Conclusion and status report

Even though I didn't get an AD library working by the end of the summer, I'm still optimistic about the potential of the method.
If you're willing to deal with the syntactic overhead of threading derivatives around manually, this method is already usable today. I got it to work on an extremely simple vector optimization problem in reverse mode (see Demo.hs in the github repository), and I could have extended it to a simple neural network if I knew the answer to the questions in the tensor contraction section and had more time.

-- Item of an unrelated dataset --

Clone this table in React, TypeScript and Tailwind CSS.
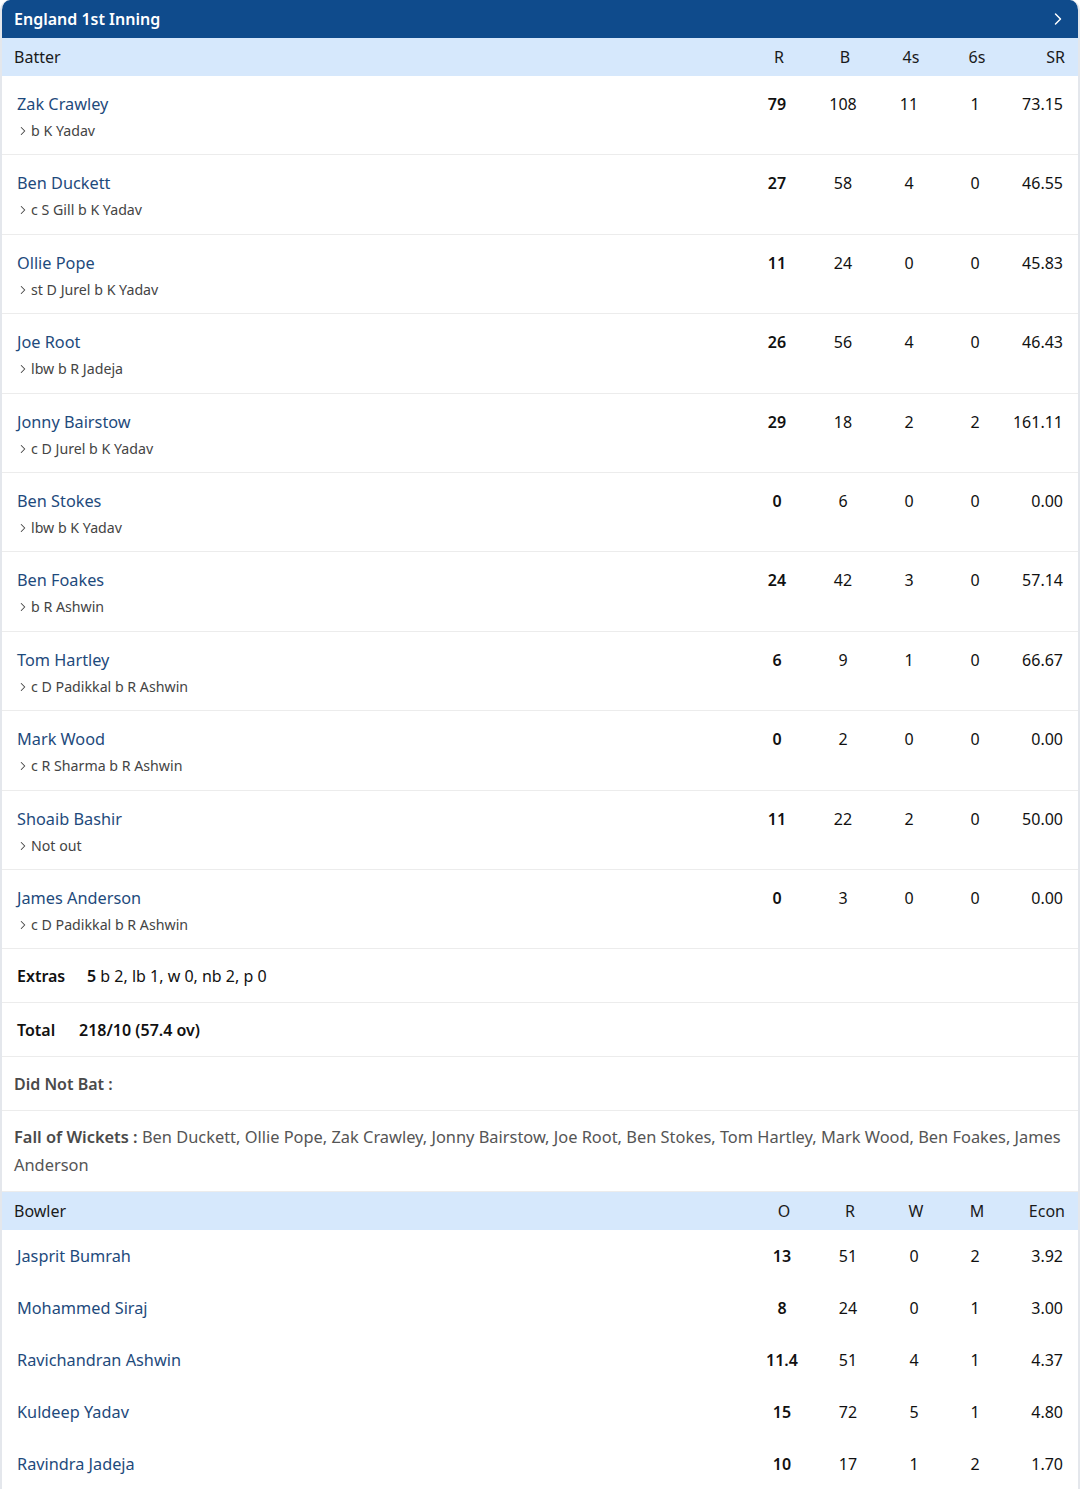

I'm extremely close to being able to differentiate simple end-user programs automatically (i.e. ones that just use folds and maps). Stream fusion breakage is all that's left in the way of that milestone.
As I look back over the specifics of what I got stuck on in detail, most of it had to do with types and the fact that I didn't have access to a complete paper. (There was no mention of vector combinator differentiation in the paper, nor any of the mixed-mode combinators I discussed in the first section.)
In my last meeting with my mentors, I said I thought the only way forward was an AST that compiled to accelerate, but going over the accelerate difficulties a month-ish after I last touched them, I'm not so sure now - the part of the code that deals with the gory internals of accelerate may largely be done.
A lot depends on the answers to the tensor contraction questions. If we don't need fully generic contractions, we're in business. If not, there's a lot more work that needs to be done on accelerate before AD will be useful.
While the accelerate library was frustrating to use for automated transformation purposes, writing new code in it was an enjoyable experience.
Working out the compForward and compReverse trick really sold me on Haskell - there is no way I would have discovered that in any other language.

Finally, I'd like to thank my mentors Trevor McDonell, Sacha Sokoloski, and Edward Kmett for a lot of great conversations and their help with arcane problems of all sorts. I would not have gotten half as far and learned a quarter as much without their guidance.